## TASK TO CARRY OUT
Isolate every line in the data with the string "styles" and copy it.

-------

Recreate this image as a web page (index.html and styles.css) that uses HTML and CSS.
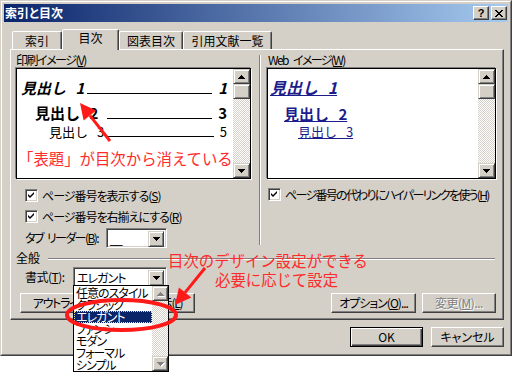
FILE: index.html
```html
<!DOCTYPE html>
<html lang="ja">
<head>
<meta charset="utf-8">
<title>索引と目次</title>
<link rel="stylesheet" href="styles.css">
</head>
<body>
<svg class="defs" width="0" height="0" aria-hidden="true">
  <defs>
    <path id="tri-dn" d="M0 0h7v1h-1v1h-1v1h-1v1h-1v-1h-1v-1h-1v-1h-1z"/>
    <path id="tri-up" d="M3 0h1v1h1v1h1v1h1v1h-7v-1h1v-1h1v-1h1z"/>
    <path id="chk" d="M3 5l2 2l4-4v2l-4 4l-2-2z"/>
  </defs>
</svg>
<div class="page">
  <div class="window">
    <div class="frame">
      <div class="titlebar">
        <span class="title">索引と目次</span>
        <div class="tbtns">
          <span class="tbtn help">?</span>
          <span class="tbtn"><svg width="8" height="7" viewBox="0 0 8 7"><path d="M0 0h2v1h-2zM6 0h2v1h-2zM1 1h2v1h-2zM5 1h2v1h-2zM2 2h4v1h-4zM3 3h2v1h-2zM2 4h4v1h-4zM1 5h2v1h-2zM5 5h2v1h-2zM0 6h2v1h-2zM6 6h2v1h-2z"/></svg></span>
        </div>
      </div>
      <div class="main">
        <div class="tabs">
          <div class="tab t1">索引</div>
          <div class="tab t2 sel">目次</div>
          <div class="tab t3">図表目次</div>
          <div class="tab t4">引用文献一覧</div>
        </div>
        <div class="panel">
          <div class="top">
            <div class="col-l">
              <div class="label lbl-print">印刷イメージ(<u>V</u>)</div>
              <div class="preview">
                <div class="pv-content">
                  <div class="prow r1"><span class="ph">見出し 1</span><span class="lead"></span><span class="pn">1</span></div>
                  <div class="prow r2"><span class="ph">見出し 2</span><span class="lead"></span><span class="pn">3</span></div>
                  <div class="prow r3"><span class="ph">見出し 3</span><span class="lead"></span><span class="pn">5</span></div>
                </div>
                <div class="vscroll">
                  <div class="sbtn"><svg width="7" height="4" viewBox="0 0 7 4"><use href="#tri-up"/></svg></div>
                  <div class="thumb"></div>
                  <div class="track"></div>
                  <div class="sbtn"><svg width="7" height="4" viewBox="0 0 7 4"><use href="#tri-dn"/></svg></div>
                </div>
              </div>
              <div class="chk c1"><span class="cb"><svg width="11" height="11" viewBox="1 1 11 11"><use href="#chk"/></svg></span><span>ページ番号を表示する(<u>S</u>)</span></div>
              <div class="chk c2"><span class="cb"><svg width="11" height="11" viewBox="1 1 11 11"><use href="#chk"/></svg></span><span>ページ番号を右揃えにする(<u>R</u>)</span></div>
              <div class="field-row leader-row">
                <span class="flabel leader-label">タブ リーダー(<u>B</u>):</span>
                <div class="combo leader-combo"><span class="val leader-val">__</span><span class="dd"><svg width="7" height="4" viewBox="0 0 7 4"><use href="#tri-dn"/></svg></span></div>
              </div>
            </div>
            <div class="sep"></div>
            <div class="col-r">
              <div class="label lbl-web">Web イメージ(<u>W</u>)</div>
              <div class="preview">
                <div class="pv-content web">
                  <div class="wrow w1"><span class="link">見出し 1</span></div>
                  <div class="wrow w2"><span class="link">見出し 2</span></div>
                  <div class="wrow w3"><span class="link">見出し 3</span></div>
                </div>
                <div class="vscroll">
                  <div class="sbtn"><svg width="7" height="4" viewBox="0 0 7 4"><use href="#tri-up"/></svg></div>
                  <div class="thumb"></div>
                  <div class="track"></div>
                  <div class="sbtn"><svg width="7" height="4" viewBox="0 0 7 4"><use href="#tri-dn"/></svg></div>
                </div>
              </div>
              <div class="chk c3"><span class="cb"><svg width="11" height="11" viewBox="1 1 11 11"><use href="#chk"/></svg></span><span>ページ番号の代わりにハイパーリンクを使う(<u>H</u>)</span></div>
            </div>
          </div>
          <div class="gen-head"><span>全般</span><span class="gen-line"></span></div>
          <div class="field-row fmt-row">
            <span class="flabel fmt-label">書式(<u>T</u>):</span>
            <div class="combo fmt-combo"><span class="val">エレガント</span><span class="dd"><svg width="7" height="4" viewBox="0 0 7 4"><use href="#tri-dn"/></svg></span></div>
          </div>
          <div class="btn-row">
            <div class="btn outline-btn">アウトライン ツールバーの表示(<u>L</u>)</div>
            <div class="btn opt-btn">オプション(<u>O</u>)...</div>
            <div class="btn dis mod-btn">変更(<u>M</u>)...</div>
          </div>
        </div>
        <div class="footer">
          <div class="btn def foot-btn">OK</div>
          <div class="btn foot-btn">キャンセル</div>
        </div>
      </div>
    </div>
  </div>

  <div class="dropdown">
    <div class="dd-list">
      <div class="dd-item">任意のスタイル</div>
      <div class="dd-item">クラシック</div>
      <div class="dd-item sel">エレガント</div>
      <div class="dd-item">ファンシー</div>
      <div class="dd-item">モダン</div>
      <div class="dd-item">フォーマル</div>
      <div class="dd-item">シンプル</div>
    </div>
    <div class="dd-scroll">
      <div class="sbtn dis-arrow"><svg width="7" height="4" viewBox="0 0 7 4"><use href="#tri-up"/></svg></div>
      <div class="track"></div>
      <div class="sbtn dis-arrow"><svg width="7" height="4" viewBox="0 0 7 4"><use href="#tri-dn"/></svg></div>
    </div>
  </div>

  <div class="note n1">「表題」が目次から消えている</div>
  <div class="note n2">目次のデザイン設定ができる</div>
  <div class="note n3">必要に応じて設定</div>

  <svg class="marks" width="515" height="376" viewBox="0 0 515 376">
    <line x1="110" y1="141" x2="90" y2="115.6" stroke="#ff1a1a" stroke-width="3"/>
    <polygon points="80,103 96.2,110.6 83.6,120.6" fill="#ff1a1a"/>
    <line x1="205" y1="268" x2="185" y2="292.6" stroke="#ff1a1a" stroke-width="3"/>
    <polygon points="175,305 191.3,297.6 178.9,287.6" fill="#ff1a1a"/>
    <ellipse cx="121.5" cy="315" rx="54.5" ry="15" fill="none" stroke="#ff1a1a" stroke-width="4"/>
  </svg>
</div>
</body>
</html>
```
FILE: styles.css
```css
* { box-sizing: border-box; margin: 0; padding: 0; }
body {
  background: #fff;
  font-family: "Noto Sans CJK JP", "Noto Sans CJK SC", sans-serif;
  font-size: 12px;
  line-height: 14px;
  color: #000;
  font-feature-settings: "palt" 1;
}
.defs { position: absolute; width: 0; height: 0; }
.page { position: relative; width: 515px; height: 376px; overflow: hidden; }

.window {
  width: 512px; height: 356px;
  background: #d4d0c8;
  border: 1px solid;
  border-color: #d4d0c8 #404040 #404040 #d4d0c8;
}
.frame {
  height: 100%;
  border: 1px solid;
  border-color: #fff #808080 #808080 #fff;
  padding: 2px;
  display: flex;
  flex-direction: column;
}
.titlebar {
  height: 18px;
  display: flex;
  align-items: center;
  padding-left: 1px;
  background: linear-gradient(to right, #0a246a, #a6caf0);
}
.title { color: #fff; font-weight: bold; line-height: 14px; }
.tbtns { margin-left: auto; margin-right: 1px; display: flex; gap: 2px; }
.tbtn {
  width: 16px; height: 14px;
  display: flex; align-items: center; justify-content: center;
  background: #d4d0c8;
  border: 1px solid;
  border-color: #fff #404040 #404040 #fff;
  box-shadow: inset -1px -1px #808080;
}
.tbtn.help { font: bold 11px/12px "Liberation Sans", sans-serif; }

.main { flex: 1; display: flex; flex-direction: column; padding: 7px 4px 0 6px; }
.tabs { display: flex; align-items: flex-end; height: 20px; padding-left: 2px; }
.tab {
  height: 18px;
  padding-top: 1px;
  text-align: center;
  line-height: 16px;
  white-space: nowrap;
  background: #d4d0c8;
  border: 1px solid;
  border-bottom: none;
  border-color: #fff #404040 transparent #fff;
  box-shadow: inset -1px 0 #808080;
  border-radius: 2px 2px 0 0;
}
.tab.sel { height: 21px; padding-top: 0; margin-bottom: -1px; position: relative; z-index: 1; }
.t1 { width: 50px; }
.t2 { width: 57px; }
.t3 { width: 64px; }
.t4 { width: 89px; }

.panel {
  height: 271px;
  border: 1px solid;
  border-color: #fff #404040 #404040 #fff;
  box-shadow: inset -1px -1px #808080;
  padding: 3px 7px 0 5px;
  display: flex;
  flex-direction: column;
}
.top { display: flex; }
.col-l { width: 235px; }
.col-r { width: 229px; }
.sep {
  width: 2px;
  margin: 2px 6px 3px 8px;
  border-left: 1px solid #808080;
  border-right: 1px solid #fff;
}
.label { height: 14px; line-height: 14px; margin-bottom: 1px; white-space: nowrap; }
.lbl-print { letter-spacing: -1.5px; }
.lbl-web { letter-spacing: -1.6px; word-spacing: 4px; padding-left: 1px; }

.preview {
  height: 111px;
  display: flex;
  background: #fff;
  border: 1px solid #000;
  box-shadow: -1px -1px 0 #808080, 1px 1px 0 #fff;
}
.pv-content { flex: 1; overflow: hidden; font-feature-settings: normal; }
.vscroll, .dd-scroll {
  background-color: #fff;
  background-image: conic-gradient(#d4d0c8 25%, #fff 0 50%, #d4d0c8 0 75%, #fff 0);
  background-size: 2px 2px;
}
.vscroll { width: 17px; display: flex; flex-direction: column; }
.sbtn, .thumb, .dd {
  background: #d4d0c8;
  border: 1px solid;
  border-color: #d4d0c8 #404040 #404040 #d4d0c8;
  box-shadow: inset 1px 1px #fff, inset -1px -1px #808080;
  display: flex; align-items: center; justify-content: center;
}
.sbtn { height: 15px; flex-shrink: 0; }
.thumb { height: 15px; flex-shrink: 0; }
.track { flex: 1; }
.sbtn svg, .dd svg { fill: #000; }
.dis-arrow svg { fill: #808080; filter: drop-shadow(1px 1px 0 #fff); }

.prow { display: flex; align-items: baseline; white-space: nowrap; padding-right: 6px; }
.ph { flex-shrink: 0; word-spacing: 6px; }
.lead { flex: 1; border-bottom: 1px solid #000; }
.pn { margin-left: 6px; }
.r1 { margin-top: 10px; height: 18px; line-height: 18px; font-size: 15px; font-weight: bold; font-style: italic; padding-left: 4px; }
.r1 .ph { width: 66px; }
.r2 { margin-top: 8px; height: 16px; line-height: 16px; font-size: 15px; font-weight: bold; padding-left: 18px; }
.r2 .ph { width: 72px; }
.r3 { margin-top: 4px; height: 14px; line-height: 14px; font-size: 13px; padding-left: 32px; }
.r3 .ph { width: 57px; }

.wrow { white-space: nowrap; }
.link { color: #1c1c8c; text-decoration: underline; word-spacing: 6px; }
.w1 { margin-top: 9px; height: 18px; line-height: 18px; font-size: 16px; font-weight: bold; font-style: italic; padding-left: 2px; }
.w2 { margin-top: 10px; height: 16px; line-height: 16px; font-size: 15px; font-weight: bold; padding-left: 16px; }
.w3 { margin-top: 3px; height: 14px; line-height: 14px; font-size: 13px; padding-left: 30px; }

.chk { display: flex; align-items: center; height: 13px; white-space: nowrap; }
.c1 { margin-top: 10px; padding-left: 9px; letter-spacing: -1px; }
.c2 { margin-top: 8px; padding-left: 9px; letter-spacing: -1px; }
.c3 { margin-top: 9px; padding-left: 1px; letter-spacing: -1.7px; }
.cb {
  width: 13px; height: 13px; flex-shrink: 0;
  margin-right: 4px;
  background: #fff;
  border: 1px solid;
  border-color: #808080 #fff #fff #808080;
  box-shadow: inset 1px 1px #404040, inset -1px -1px #d4d0c8;
  display: flex;
}
.cb svg { fill: #000; }

.field-row { display: flex; align-items: center; padding-left: 9px; white-space: nowrap; }
.leader-row { margin-top: 5px; }
.leader-label { width: 81px; letter-spacing: -1.6px; word-spacing: 3px; }
.fmt-row { margin-top: 3px; }
.fmt-label { width: 48px; letter-spacing: -0.5px; }
.combo {
  height: 20px;
  display: flex;
  background: #fff;
  border: 1px solid;
  border-color: #808080 #fff #fff #808080;
  box-shadow: inset 1px 1px #404040, inset -1px -1px #d4d0c8;
  padding: 2px;
}
.combo .val { flex: 1; line-height: 16px; padding-left: 1px; letter-spacing: -1px; }
.combo .dd { width: 16px; height: 16px; }
.leader-combo { width: 61px; }
.leader-val { font-family: "Liberation Sans", sans-serif; letter-spacing: 0; }
.fmt-combo { width: 94px; }

.gen-head { display: flex; align-items: center; height: 13px; margin-top: 3px; }
.gen-line {
  flex: 1; height: 2px; margin: 2px 1px 0 8px;
  border-top: 1px solid #808080;
  border-bottom: 1px solid #fff;
}

.btn {
  height: 20px;
  background: #d4d0c8;
  border: 1px solid;
  border-color: #fff #404040 #404040 #fff;
  box-shadow: inset -1px -1px #808080;
  display: flex; align-items: center; justify-content: center;
  white-space: nowrap; overflow: hidden;
  line-height: 14px;
}
.btn.def { border-color: #000; box-shadow: inset 1px 1px #fff, inset -1px -1px #404040, inset -2px -2px #808080; }
.btn.dis { color: #808080; text-shadow: 1px 1px #fff; }
.btn-row { display: flex; margin-top: 6px; }
.outline-btn { width: 175px; margin-left: 4px; letter-spacing: -1.3px; }
.opt-btn { width: 85px; margin-left: auto; letter-spacing: -1px; }
.mod-btn { width: 74px; margin-left: 6px; letter-spacing: -0.5px; }
.footer { display: flex; justify-content: flex-end; gap: 8px; margin-top: 7px; }
.foot-btn { width: 73px; }

.dropdown {
  position: absolute; left: 73px; top: 285px;
  width: 96px; height: 87px;
  border: 1px solid #000;
  background: #fff;
  display: flex;
  z-index: 5;
}
.dd-list { width: 78px; padding-top: 1px; }
.dd-item { height: 12px; line-height: 12px; padding-left: 2px; white-space: nowrap; overflow: hidden; letter-spacing: -1px; }
.dd-item.sel { background: #0a246a; color: #fff; outline: 1px dotted #e8e07a; outline-offset: -1px; }
.dd-scroll { width: 16px; display: flex; flex-direction: column; }

.note {
  position: absolute;
  color: #ff2b2b;
  font-size: 15px;
  line-height: 18px;
  white-space: nowrap;
  font-feature-settings: normal;
  z-index: 10;
}
.n1 { left: 18px; top: 149px; font-size: 15.4px; }
.n2 { left: 168px; top: 251px; font-size: 15.4px; }
.n3 { left: 215px; top: 270px; font-size: 15.4px; }
.marks { position: absolute; left: 0; top: 0; z-index: 11; pointer-events: none; }
```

-------

## ANSWER TO THIS TASK
Recreate this image as a web page (index.html and styles.css) that uses HTML and CSS.
<link rel="stylesheet" href="styles.css">
FILE: styles.css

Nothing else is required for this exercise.